## DATA SHOWN
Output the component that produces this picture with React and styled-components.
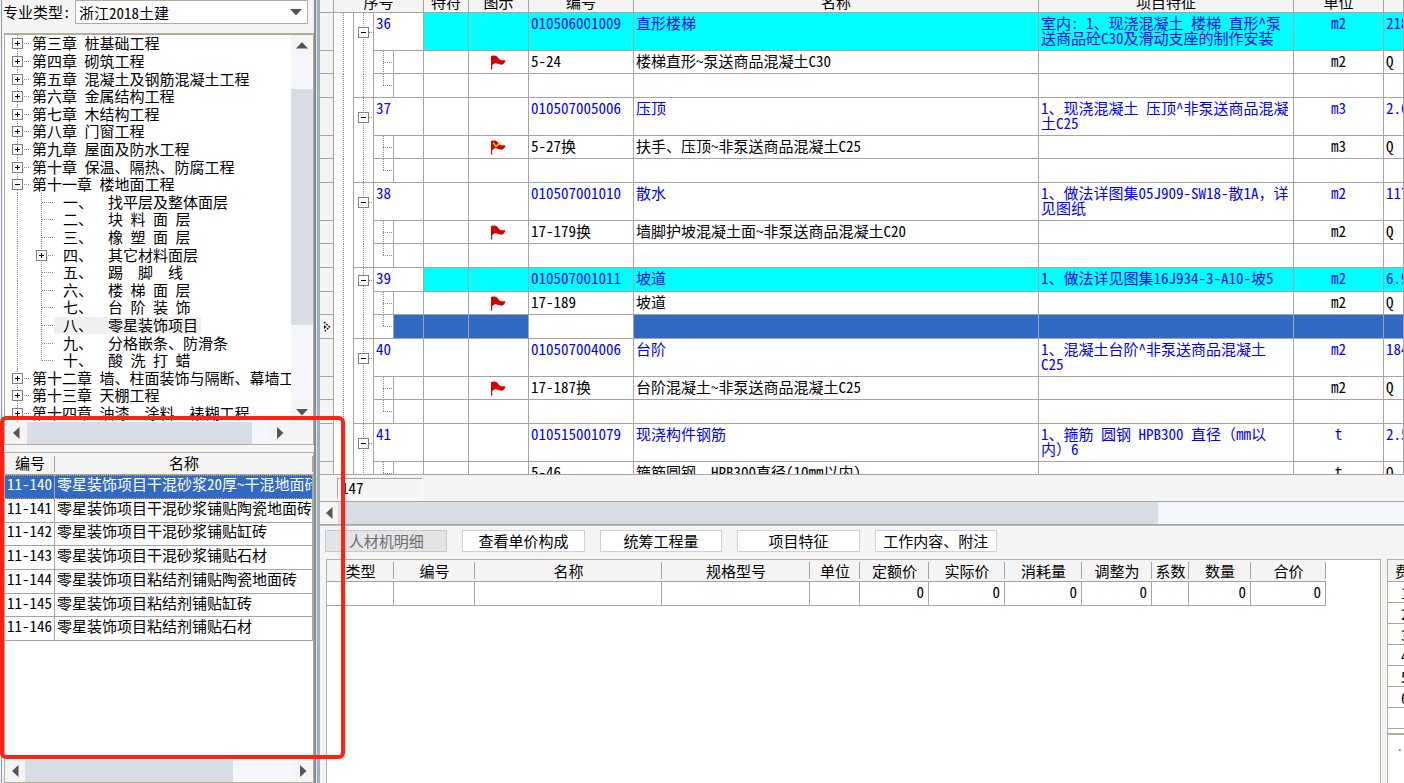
import { Fragment, useState } from 'react';
import styled, { createGlobalStyle, css } from 'styled-components';

const line = '#a4a4a4';
const edge = '#b4ad9f';
const panelBg = '#f4f4f4';
const thumbBg = '#d7dce5';
const trackBg = '#f4f6fb';
const selectedBg = '#316ac5';
const blue = '#0000ff';
const dot = '#8a8a8a';

const dotsDown = `repeating-linear-gradient(to bottom, ${dot} 0 1px, transparent 1px 2px)`;
const dotsRight = `repeating-linear-gradient(to right, ${dot} 0 1px, transparent 1px 2px)`;

const GlobalStyle = createGlobalStyle`
  * {
    box-sizing: border-box;
  }

  body {
    margin: 0;
    background-color: ${panelBg};
  }

  body, button, select, table {
    font-family: 'Noto Sans Mono CJK SC', 'Noto Sans CJK SC', 'Liberation Mono', monospace;
    font-size: 15px;
    line-height: 15px;
    color: #000;
  }

  table {
    border-collapse: separate;
    border-spacing: 0;
    table-layout: fixed;
  }

  th, td {
    padding: 0;
    font-weight: normal;
    text-align: left;
  }

  ul {
    margin: 0;
    padding: 0;
    list-style: none;
  }
`;

const Shell = styled.div`
  position: relative;
  height: 100vh;
  overflow: hidden;
  display: flex;
`;

const Sidebar = styled.aside`
  flex: 0 0 314px;
  min-width: 0;
  display: flex;
  flex-direction: column;
  padding-left: 1px;
  background-color: ${panelBg};

  &::before {
    content: '';
    position: absolute;
    top: 0;
    bottom: 0;
    left: 1px;
    width: 1px;
    background-color: #8d979e;
  }
`;

const Splitter = styled.div`
  flex: 0 0 6px;
  border-left: 2px solid #858d93;
  border-right: 1px solid #a9adb0;
  background: linear-gradient(to right, #dde3e7 1px, #95b5c6 1px);
`;

const Workspace = styled.main`
  flex: 1;
  min-width: 0;
  display: flex;
  flex-direction: column;
`;

/* sidebar header */

const Field = styled.div`
  flex: 0 0 33px;
  display: flex;
  align-items: flex-start;
  padding: 0 6px 0 2px;
`;

const FieldLabel = styled.label`
  flex: 0 0 72px;
  padding-top: 4px;
  white-space: nowrap;
`;

const SelectBox = styled.div`
  position: relative;
  flex: 1;
`;

const Select = styled.select`
  width: 100%;
  height: 24px;
  padding: 0 24px 0 3px;
  border: 1px solid ${edge};
  border-radius: 0;
  background-color: #fff;
  appearance: none;
`;

const SelectArrow = styled.svg`
  position: absolute;
  top: 9px;
  right: 6px;
  pointer-events: none;
`;

/* scroll bars */

const Bar = styled.div`
  flex: 0 0 22px;
  display: flex;
  flex-direction: ${({ $vertical }) => ($vertical ? 'column' : 'row')};
  background-color: ${panelBg};
`;

const BarButton = styled.button`
  flex: 0 0 ${({ $size }) => $size}px;
  display: flex;
  align-items: center;
  justify-content: center;
  padding: 0;
  border: 0;
  background-color: ${panelBg};
`;

const BarPart = styled.div`
  flex: ${({ $grow }) => $grow} 1 0;
  background-color: ${({ $thumb }) => ($thumb ? thumbBg : trackBg)};
`;

const BarCorner = styled.div`
  flex: 0 0 22px;
`;

/* chapter tree */

const TreePanel = styled.section`
  flex: 412 1 0;
  min-height: 0;
  margin-left: 3px;
  display: flex;
  flex-direction: column;
  border: 1px solid ${edge};
  border-width: 2px 1px 1px;
  background-color: #fff;
`;

const TreeBody = styled.div`
  flex: 1;
  min-height: 0;
  display: flex;
`;

const Tree = styled.ul`
  flex: 1;
  min-width: 0;
  overflow: hidden;
  display: grid;
  grid-auto-rows: 1fr;
`;

const TreeRow = styled.li`
  display: flex;
  align-items: center;
  min-height: 0;
  white-space: pre;
  background: ${dotsDown} 12px 0 / 1px 100% no-repeat;
`;

const TreeToggle = styled.span`
  flex: 0 0 25px;
  display: flex;
  align-items: center;
  padding-left: 7px;
  background: ${({ $on }) => ($on ? `${dotsRight} 19px center / 6px 1px no-repeat` : 'none')};
`;

const TreeBranch = styled.span`
  flex: 0 0 24px;
  align-self: stretch;
  display: flex;
  align-items: center;
  padding-left: 6px;
  background: ${({ $last }) => `${dotsDown} 11px 0 / 1px ${$last ? '50%' : '100%'} no-repeat, ${dotsRight} 12px center / 12px 1px no-repeat`};
`;

const TreeText = styled.span`
  padding: 0 0 1px 2px;
  line-height: 16px;

  ${({ $child }) =>
    $child &&
    css`
      padding: 0 3px 1px 9px;
    `}

  ${({ $active }) =>
    $active &&
    css`
      background-color: #f0f0f0;
    `}
`;

const ToggleButton = styled.button`
  width: 11px;
  height: 11px;
  padding: 0;
  border: 0;
  display: block;
  background-color: #fff;

  svg {
    display: block;
  }
`;

/* quota list */

const ListPanel = styled.section`
  flex: 331 1 0;
  min-height: 0;
  margin: 7px 0 0 3px;
  display: flex;
  flex-direction: column;
  border: 1px solid ${edge};
  background-color: #fff;
`;

const ListBody = styled.div`
  flex: 1;
  overflow: hidden;
`;

const ListTable = styled.table`
  width: 100%;
  height: 188px;

  th {
    height: 22px;
    padding-bottom: 2px;
    text-align: center;
    background-color: ${panelBg};
    border-bottom: 1px solid ${line};
    background-image: linear-gradient(${line}, ${line});
    background-size: 1px 16px;
    background-position: right 3px;
    background-repeat: no-repeat;
  }

  td {
    padding: 0 0 6px 2px;
    overflow: hidden;
    white-space: nowrap;
    border-right: 1px solid ${line};
    border-bottom: 1px solid ${line};
  }
`;

const ListRow = styled.tr`
  ${({ $active }) =>
    $active &&
    css`
      color: #fff;
      background-color: ${selectedBg};

      td {
        border-bottom: 1px dotted #d9a441;
        background: repeating-linear-gradient(to right, #d9a441 0 1px, transparent 1px 2px) 0 0 / 100% 1px no-repeat;
      }
    `}
`;

/* bill of quantities grid */

const GridArea = styled.section`
  flex: 475 1 0;
  min-height: 0;
  overflow: hidden;
  background-color: #fff;
  border-bottom: 1px solid ${line};
`;

const Grid = styled.table`
  width: 100%;
`;

const GridHead = styled.th`
  height: 13px;
  background-color: ${panelBg};
  border-bottom: 1px solid ${line};
  border-right: 1px solid ${line};
`;

const GridHeadText = styled.div`
  height: 12px;
  overflow: hidden;
  display: flex;
  align-items: flex-end;
  justify-content: center;
  line-height: 20px;
  white-space: nowrap;
`;

const cellHeight = { item: 38, single: 24, sub: 23, blank: 24 };

const Cell = styled.td`
  height: ${({ $kind }) => cellHeight[$kind]}px;
  padding: 2px 2px 0;
  overflow: hidden;
  vertical-align: top;
  white-space: pre;
  text-align: ${({ $center }) => ($center ? 'center' : 'left')};
  color: ${({ $kind }) => ($kind === 'item' || $kind === 'single' ? blue : '#000')};
  background-color: ${({ $fill }) => $fill || '#fff'};
  border-right: 1px solid ${line};
  border-bottom: 1px solid ${line};
`;

const Indicator = styled(Cell)`
  background-color: ${panelBg};
  padding: 0 0 0 3px;
  vertical-align: middle;
`;

const Gutter = styled.td`
  border-right: 1px solid ${line};
  background: ${dotsDown} 9px 0 / 1px 100% no-repeat #fff;
`;

const GroupGutter = styled(Gutter)`
  vertical-align: middle;
  border-bottom: ${({ $end }) => ($end ? `1px solid ${line}` : '0')};

  & > div {
    padding-left: 4px;
    background: ${dotsRight} 15px center / 4px 1px no-repeat;
  }
`;

const Elbow = styled(Cell)`
  background: ${({ $end }) => `${dotsDown} 9px 0 / 1px ${$end ? '50%' : '100%'} no-repeat, ${dotsRight} 9px center / 9px 1px no-repeat #fff`};
`;

const Total = styled.div`
  flex: 0 0 27px;
  padding: 3px 0 0 17px;
  border-bottom: 1px solid ${line};
`;

const TotalBox = styled.div`
  width: 86px;
  height: 21px;
  padding: 1px 3px;
  border: 1px solid #a8a8a8;
  border-right-color: #fff;
  border-bottom-color: #fff;
`;

const Divider = styled.div`
  flex: 0 0 2px;
  border-top: 1px solid #a8a69c;
  background-color: #a9c0cb;
`;

/* detail area */

const Tabs = styled.nav`
  flex: 0 0 33px;
  width: 672px;
  margin-left: 5px;
  padding-top: 4px;
  display: grid;
  grid-template-columns: repeat(5, 1fr);
  grid-auto-rows: 22px;
  column-gap: 15px;
`;

const TabButton = styled.button`
  padding: 0 0 2px;
  border: 1px solid #ccd1dc;
  background-color: #fff;
  white-space: nowrap;

  &:disabled {
    color: #6d6d6d;
    background-color: #e4e4e4;
    border-color: #c3c8d2;
  }
`;

const DetailArea = styled.section`
  flex: 224 1 0;
  min-height: 0;
  display: flex;
  gap: 6px;
  padding-left: 6px;
`;

const DetailPanel = styled.div`
  flex: 1;
  min-width: 0;
  overflow: hidden;
  background-color: #fff;
  border: 1px solid ${edge};
  border-bottom: 0;
`;

const DetailTable = styled.table`
  width: 999px;

  th {
    height: 22px;
    text-align: center;
    white-space: nowrap;
    background-color: ${panelBg};
    border-bottom: 1px solid ${line};
    background-image: linear-gradient(${line}, ${line});
    background-size: 1px 17px;
    background-position: right 2px;
    background-repeat: no-repeat;
  }

  td {
    height: 24px;
    padding: 0 4px 4px 0;
    text-align: right;
    vertical-align: middle;
    border-right: 1px solid ${line};
    border-bottom: 1px solid ${line};
  }
`;

const FeePanel = styled.div`
  flex: 0 0 17px;
  overflow: hidden;
  background-color: #fff;
  border-top: 1px solid ${edge};
  border-left: 1px solid ${edge};
`;

const FeeTable = styled.table`
  width: 64px;

  th {
    height: 22px;
    padding-left: 7px;
    background-color: ${panelBg};
    border-bottom: 1px solid ${line};
  }

  td {
    height: 21px;
    padding-left: 13px;
    border-bottom: 1px solid ${line};
  }
`;

const FeeNote = styled.div`
  margin-top: 4px;
  padding: 2px 0 0 8px;
  border-top: 2px solid ${edge};
  color: #777;
`;

/* red frame drawn over the quota list */

const Frame = styled.div`
  position: absolute;
  top: 416px;
  left: 0;
  width: 345px;
  height: 343px;
  border: 4px solid #ff2114;
  border-radius: 6px;
  pointer-events: none;
`;

const arrows = {
  up: 'M0 6.5 L6 0 L12 6.5 Z',
  down: 'M0 0 L12 0 L6 6.5 Z',
  left: 'M6.5 0 L6.5 12 L0 6 Z',
  right: 'M0 0 L6.5 6 L0 12 Z',
};

const Arrow = ({ to }) => {
  const flat = to === 'up' || to === 'down';
  return (
    <svg width={flat ? 12 : 7} height={flat ? 7 : 12} fill='#555'>
      <path d={arrows[to]} />
    </svg>
  );
};

const Toggle = ({ plus, onClick }) => (
  <ToggleButton type='button' aria-label={plus ? '展开' : '折叠'} onClick={onClick}>
    <svg width='11' height='11' shapeRendering='crispEdges'>
      <rect x='0.5' y='0.5' width='10' height='10' fill='#fff' stroke='#808080' />
      <path d={plus ? 'M3 5.5 H8 M5.5 3 V8' : 'M3 5.5 H8'} stroke='#000' />
    </svg>
  </ToggleButton>
);

const FlagIcon = styled.svg`
  display: block;
  margin: 2px auto 0;
`;

const Flag = ({ checked }) => (
  <FlagIcon width='15' height='15' viewBox='0 0 15 15'>
    <path d='M0.6 1 V14.5' stroke='#d40000' strokeWidth='1.2' />
    <path d='M0.5 1 C2.5 0.4 4.5 0.4 6 1.6 C7.5 3 8 4.8 10 5.2 C11.5 5.6 13 5 14.5 5.4 C13.6 8 12 10 9.5 9.6 C7 9.2 5 7.6 3 8.8 L0.5 10.4 Z' fill='#d40000' />
    {checked && <path d='M2 2.5 L5 6.5 L9.5 2.5' fill='none' stroke='#ffd800' strokeWidth='1.3' />}
  </FlagIcon>
);

const MarkerIcon = styled.svg`
  display: block;
`;

const Marker = () => (
  <MarkerIcon width='8' height='12' viewBox='0 0 8 12'>
    <path d='M1 1 L6.5 6 L1 11' fill='none' stroke='#000' strokeWidth='1.2' strokeDasharray='2 1' />
    <path d='M1 4 L3.5 6 L1 8 Z' />
  </MarkerIcon>
);

const chapters = [
  { text: '第三章 桩基础工程' },
  { text: '第四章 砌筑工程' },
  { text: '第五章 混凝土及钢筋混凝土工程' },
  { text: '第六章 金属结构工程' },
  { text: '第七章 木结构工程' },
  { text: '第八章 门窗工程' },
  { text: '第九章 屋面及防水工程' },
  { text: '第十章 保温、隔热、防腐工程' },
  {
    text: '第十一章 楼地面工程',
    children: [
      '一、  找平层及整体面层',
      '二、  块 料 面 层',
      '三、  橡 塑 面 层',
      '四、  其它材料面层',
      '五、  踢  脚  线',
      '六、  楼 梯 面 层',
      '七、  台 阶 装 饰',
      '八、  零星装饰项目',
      '九、  分格嵌条、防滑条',
      '十、  酸 洗 打 蜡',
    ],
  },
  { text: '第十二章 墙、柱面装饰与隔断、幕墙工程' },
  { text: '第十三章 天棚工程' },
  { text: '第十四章 油漆、涂料、裱糊工程' },
];

const quotas = [
  ['11-140', '零星装饰项目干混砂浆20厚~干混地面砖'],
  ['11-141', '零星装饰项目干混砂浆铺贴陶瓷地面砖'],
  ['11-142', '零星装饰项目干混砂浆铺贴缸砖'],
  ['11-143', '零星装饰项目干混砂浆铺贴石材'],
  ['11-144', '零星装饰项目粘结剂铺贴陶瓷地面砖'],
  ['11-145', '零星装饰项目粘结剂铺贴缸砖'],
  ['11-146', '零星装饰项目粘结剂铺贴石材'],
];

const bills = [
  {
    no: 36,
    code: '010506001009',
    name: '直形楼梯',
    feature: '室内: 1、现浇混凝土 楼梯 直形^泵\n送商品砼C30及滑动支座的制作安装',
    unit: 'm2',
    amount: '218',
    marked: true,
    sub: { code: '5-24', name: '楼梯直形~泵送商品混凝土C30' },
  },
  {
    no: 37,
    code: '010507005006',
    name: '压顶',
    feature: '1、现浇混凝土 压顶^非泵送商品混凝\n土C25',
    unit: 'm3',
    amount: '2.6',
    sub: { code: '5-27换', name: '扶手、压顶~非泵送商品混凝土C25', checked: true },
  },
  {
    no: 38,
    code: '010507001010',
    name: '散水',
    feature: '1、做法详图集05J909-SW18-散1A，详\n见图纸',
    unit: 'm2',
    amount: '117',
    sub: { code: '17-179换', name: '墙脚护坡混凝土面~非泵送商品混凝土C20' },
  },
  {
    no: 39,
    code: '010507001011',
    name: '坡道',
    feature: '1、做法详见图集16J934-3-A10-坡5',
    unit: 'm2',
    amount: '6.9',
    marked: true,
    single: true,
    current: true,
    sub: { code: '17-189', name: '坡道' },
  },
  {
    no: 40,
    code: '010507004006',
    name: '台阶',
    feature: '1、混凝土台阶^非泵送商品混凝土\nC25',
    unit: 'm2',
    amount: '184',
    sub: { code: '17-187换', name: '台阶混凝土~非泵送商品混凝土C25' },
  },
  {
    no: 41,
    code: '010515001079',
    name: '现浇构件钢筋',
    feature: '1、箍筋 圆钢 HPB300 直径（mm以\n内）6',
    unit: 't',
    amount: '2.5',
    sub: { code: '5-46', name: '箍筋圆钢  HPB300直径(10mm以内)', noFlag: true },
  },
];

const tabs = ['人材机明细', '查看单价构成', '统筹工程量', '项目特征', '工作内容、附注'];

const detailColumns = [
  { title: '类型', width: 67 },
  { title: '编号', width: 81 },
  { title: '名称', width: 187 },
  { title: '规格型号', width: 148 },
  { title: '单位', width: 50 },
  { title: '定额价', width: 69, value: 0 },
  { title: '实际价', width: 76, value: 0 },
  { title: '消耗量', width: 77, value: 0 },
  { title: '调整为', width: 70, value: 0 },
  { title: '系数', width: 37 },
  { title: '数量', width: 62, value: 0 },
  { title: '合价', width: 75, value: 0 },
];

const BillRows = ({ bill }) => {
  const kind = bill.single ? 'single' : 'item';
  const fill = bill.marked ? '#00ffff' : undefined;
  const current = bill.current ? selectedBg : undefined;

  return (
    <Fragment>
      <tr>
        <Indicator $kind={kind} />
        <Gutter />
        <GroupGutter>
          <div>
            <Toggle />
          </div>
        </GroupGutter>
        <Cell $kind={kind} colSpan={2}>{bill.no}</Cell>
        <Cell $kind={kind} $fill={fill} />
        <Cell $kind={kind} $fill={fill} />
        <Cell $kind={kind} $fill={fill}>{bill.code}</Cell>
        <Cell $kind={kind} $fill={fill}>{bill.name}</Cell>
        <Cell $kind={kind} $fill={fill}>{bill.feature}</Cell>
        <Cell $kind={kind} $fill={fill} $center>{bill.unit}</Cell>
        <Cell $kind={kind} $fill={fill}>{bill.amount}</Cell>
      </tr>
      <tr>
        <Indicator $kind='sub' />
        <Gutter />
        <GroupGutter />
        <Elbow $kind='sub' />
        <Cell $kind='sub' />
        <Cell $kind='sub' />
        <Cell $kind='sub'>{!bill.sub.noFlag && <Flag checked={bill.sub.checked} />}</Cell>
        <Cell $kind='sub'>{bill.sub.code}</Cell>
        <Cell $kind='sub'>{bill.sub.name}</Cell>
        <Cell $kind='sub' />
        <Cell $kind='sub' $center>{bill.unit}</Cell>
        <Cell $kind='sub'>Q</Cell>
      </tr>
      <tr>
        <Indicator $kind='blank'>{bill.current && <Marker />}</Indicator>
        <Gutter />
        <GroupGutter $end />
        <Elbow $kind='blank' $end />
        <Cell $kind='blank' $fill={current} />
        <Cell $kind='blank' $fill={current} />
        <Cell $kind='blank' $fill={current} />
        <Cell $kind='blank' />
        <Cell $kind='blank' $fill={current} />
        <Cell $kind='blank' $fill={current} />
        <Cell $kind='blank' $fill={current} />
        <Cell $kind='blank' $fill={current} />
      </tr>
    </Fragment>
  );
};

const App = () => {
  const [quota, setQuota] = useState('11-140');

  return (
    <Shell>
      <GlobalStyle />
      <Sidebar>
        <Field>
          <FieldLabel htmlFor='specialty'>专业类型:</FieldLabel>
          <SelectBox>
            <Select id='specialty' defaultValue='zj2018'>
              <option value='zj2018'>浙江2018土建</option>
            </Select>
            <SelectArrow width='12' height='7' fill='#555'>
              <path d={arrows.down} />
            </SelectArrow>
          </SelectBox>
        </Field>

        <TreePanel>
          <TreeBody>
            <Tree>
              {chapters.map((chapter) => (
                <Fragment key={chapter.text}>
                  <TreeRow>
                    <TreeToggle $on>
                      <Toggle plus={!chapter.children} />
                    </TreeToggle>
                    <TreeText>{chapter.text}</TreeText>
                  </TreeRow>
                  {chapter.children?.map((text, i) => (
                    <TreeRow key={text}>
                      <TreeToggle />
                      <TreeBranch $last={i === chapter.children.length - 1}>{i === 3 && <Toggle plus />}</TreeBranch>
                      <TreeText $child $active={i === 7}>
                        {text}
                      </TreeText>
                    </TreeRow>
                  ))}
                </Fragment>
              ))}
            </Tree>
            <Bar $vertical>
              <BarButton $size={20} aria-label='上'>
                <Arrow to='up' />
              </BarButton>
              <BarPart $grow={34} />
              <BarPart $grow={236} $thumb />
              <BarPart $grow={77} />
              <BarButton $size={20} aria-label='下'>
                <Arrow to='down' />
              </BarButton>
            </Bar>
          </TreeBody>
          <Bar>
            <BarButton $size={22} aria-label='左'>
              <Arrow to='left' />
            </BarButton>
            <BarPart $grow={224} $thumb />
            <BarPart $grow={17} />
            <BarButton $size={22} aria-label='右'>
              <Arrow to='right' />
            </BarButton>
            <BarCorner />
          </Bar>
        </TreePanel>

        <ListPanel>
          <ListBody>
            <ListTable>
              <colgroup>
                <col width='50' />
                <col />
              </colgroup>
              <thead>
                <tr>
                  <th>编号</th>
                  <th>名称</th>
                </tr>
              </thead>
              <tbody>
                {quotas.map(([code, name]) => (
                  <ListRow key={code} $active={code === quota} onClick={() => setQuota(code)}>
                    <td>{code}</td>
                    <td>{name}</td>
                  </ListRow>
                ))}
              </tbody>
            </ListTable>
          </ListBody>
          <Bar>
            <BarButton $size={20} aria-label='左'>
              <Arrow to='left' />
            </BarButton>
            <BarPart $grow={206} $thumb />
            <BarPart $grow={60} />
            <BarButton $size={20} aria-label='右'>
              <Arrow to='right' />
            </BarButton>
          </Bar>
        </ListPanel>
      </Sidebar>

      <Splitter />

      <Workspace>
        <GridArea>
          <Grid>
            <colgroup>
              <col width='14' />
              <col width='20' />
              <col width='20' />
              <col width='20' />
              <col width='30' />
              <col width='45' />
              <col width='60' />
              <col width='105' />
              <col />
              <col width='255' />
              <col width='90' />
              <col width='20' />
            </colgroup>
            <thead>
              <tr>
                <GridHead />
                <GridHead colSpan={4}>
                  <GridHeadText>序号</GridHeadText>
                </GridHead>
                {['特符', '图示', '编号', '名称', '项目特征', '单位', ''].map((title) => (
                  <GridHead key={title}>
                    <GridHeadText>{title}</GridHeadText>
                  </GridHead>
                ))}
              </tr>
            </thead>
            <tbody>
              {bills.map((bill) => (
                <BillRows key={bill.no} bill={bill} />
              ))}
            </tbody>
          </Grid>
        </GridArea>
        <Total>
          <TotalBox>147</TotalBox>
        </Total>
        <Bar>
          <BarButton $size={18} aria-label='左'>
            <Arrow to='left' />
          </BarButton>
          <BarPart $grow={820} $thumb />
          <BarPart $grow={246} />
        </Bar>
        <Divider />

        <Tabs>
          {tabs.map((title, i) => (
            <TabButton key={title} type='button' disabled={i === 0}>
              {title}
            </TabButton>
          ))}
        </Tabs>
        <DetailArea>
          <DetailPanel>
            <DetailTable>
              <colgroup>
                {detailColumns.map(({ title, width }) => (
                  <col key={title} width={width} />
                ))}
              </colgroup>
              <thead>
                <tr>
                  {detailColumns.map(({ title }) => (
                    <th key={title}>{title}</th>
                  ))}
                </tr>
              </thead>
              <tbody>
                <tr>
                  {detailColumns.map(({ title, value }) => (
                    <td key={title}>{value}</td>
                  ))}
                </tr>
              </tbody>
            </DetailTable>
          </DetailPanel>
          <FeePanel>
            <FeeTable>
              <thead>
                <tr>
                  <th>费用</th>
                </tr>
              </thead>
              <tbody>
                {[1, 2, 3, 4, 5, 6, 7].map((n) => (
                  <tr key={n}>
                    <td>{n < 7 && n}</td>
                  </tr>
                ))}
              </tbody>
            </FeeTable>
            <FeeNote>...</FeeNote>
          </FeePanel>
        </DetailArea>
      </Workspace>

      <Frame />
    </Shell>
  );
};

export default App;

## TASK TO COMPLETE
Across the data above, how many lines include the word "components"? Give only the count.

## EXERCISE SOLUTION
2